Secondly, I hope your not insinuating that I think all less expensive watches are better than more expensive watches, because that would be crazy. Have a look at the title of the thread. I simply reacted to the thread question, and gave an example of a cheaper watch being better value than it's counterpart.


----------



## PC-Magician (Apr 29, 2013)

The Minute said:


> The strap on the Orient is lighter than the Parnis, and is noisy. The sapphire on the Parnis is beautiful, whilst the mineral crystal on the Orient is quite dull. The bezel on the Orient is 60 click, turns to easily, and is painted, whilst the Parnis is ceramic, 120 click and feels like a luxury brand when turned. Both have a nice 316L cases and similarly attractive detailed dials. In fact, bearing in mint the price, you would think the label is on the wrong watch


 My Mako has a tight turning bezel.


----------



## The Minute (Dec 24, 2017)

PC-Magician said:


> Actually some do have a coating of sapphire and are not full sapphire.


 Some Chinese watches do indeed have sapphire coated crystal, but they are detailed as such. The watch in question is full sapphire.


----------



## RWP (Nov 8, 2015)

The Minute said:


> Obviously not me, because I haven't been on here long. It's true I made a joke about punching the wife, but doesn't just about every man when they are in the local pub having a joke and a pint with his mates, unless of course you are one of those men who take the wife with them, in which case you don't know what you are missing out on :biggrin:
> 
> Secondly, I hope your not insinuating that I think all less expensive watches are better than more expensive watches, because that would be crazy. Have a look at the title of the thread. I simply reacted to the thread question, and gave an example of a cheaper watch being better value than it's counterpart.


 I assure you not all men make jokes about punching women, far from it. Totally lacking in manners, empathy, and integrity.


----------



## The Minute (Dec 24, 2017)

JonnyOldBoy said:


> !? I think you will find the mineral is not "dull" , its just refracting light at different frequencies, giving it a certain appearance. Come on then boy genius.... if the Chinese Sapphire is sooooooo fabulous , why on Earth are Orient not using those for their watches , saving themselves in the grand scheme of things, a LOT of profit margin !?!?
> 
> The reason Seiko and Orient do not use cheap Sapphire is simply because its not good enough for their standards.
> 
> ...


 In China the materials and the labour are considerably cheaper than in Japan or Switzerland. The same reason why China can produce similar quality electrical goods to anyone else but at a fraction of the price. I have little doubt that the sapphire on Rolex for example is superior, but my point is that my Parnis watch has a better window than my Orient and represents better value for money.


----------



## The Minute (Dec 24, 2017)

RWP said:


> I assure you not all men make jokes about punching women, far from it. Totally lacking in manners, empathy, and integrity.

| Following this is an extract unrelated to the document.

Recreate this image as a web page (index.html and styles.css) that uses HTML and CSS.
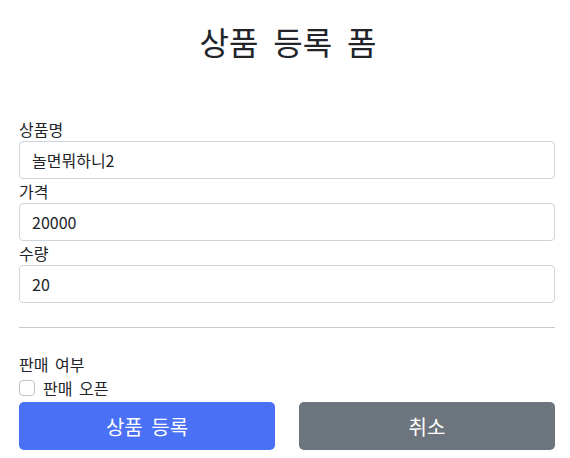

 We probably live in very different worlds, drink in different pubs, and have a very different set of friends. That doesn't mean we can't get on though



JonnyOldBoy said:


> You are missing the point. I don't think you know how Sapphire crystal is manufactured.


 I don't know how baked beans are manufactured, but it doesn't stop me appreciating them


----------



## RWP (Nov 8, 2015)

The Minute said:


> We probably live in very different worlds, drink in different pubs, and have a very different set of friends. That doesn't mean we can't get on though


 Come on , How is abusing women funny?


----------



## The Minute (Dec 24, 2017)

JonnyOldBoy said:


> You are missing the point. I don't think you know how Sapphire crystal is manufactured.
> 
> And so why aren't the Japanese buying their Sapphire glass from china ? any ideas ? Its because it will be substandard at the same price ....

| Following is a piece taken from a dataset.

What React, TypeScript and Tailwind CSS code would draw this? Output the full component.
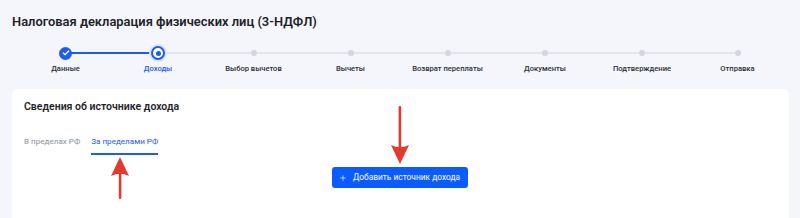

 But I told you, the crystal on my Orient is Mineral, which on a £325 watch I consider a poor show.


----------



## WRENCH (Jun 20, 2016)

RWP said:


> I assure you not all men make jokes about punching women, far from it. Totally lacking in manners, empathy, and integrity.


 Daja Vu, again.


----------



## The Minute (Dec 24, 2017)

RWP said:


> Come on , How is abusing women funny?


 You appear to be one of the few politically correct people I have ever had to converse with. A joke is a joke, and the basis of the material is irrelevant. If a friend tells me he is going to get home and kick the dog, I may laugh, but at the same time I know he isn't going hurt his pet. If a friend tells me a racist joke, I don't think he is racist. I am guessing that you don't really do jokes !!


----------



## The Minute (Dec 24, 2017)

JonnyOldBoy said:


> Its because you know very little about watches. The orient watches are produced and marketed to a specific specification for various reasons. You seemed obsessed with the word "sapphire" whilst seemingly know pretty much nothing about the product. Cheap Sapphires made using the basic accelerated process are mainly used for Mobile phones and cheap watches.... and they crack VERY easily. This is because the covalent bonds are forced and the lattice structure is slightly unnatural. You can not cheat nature or science my friend.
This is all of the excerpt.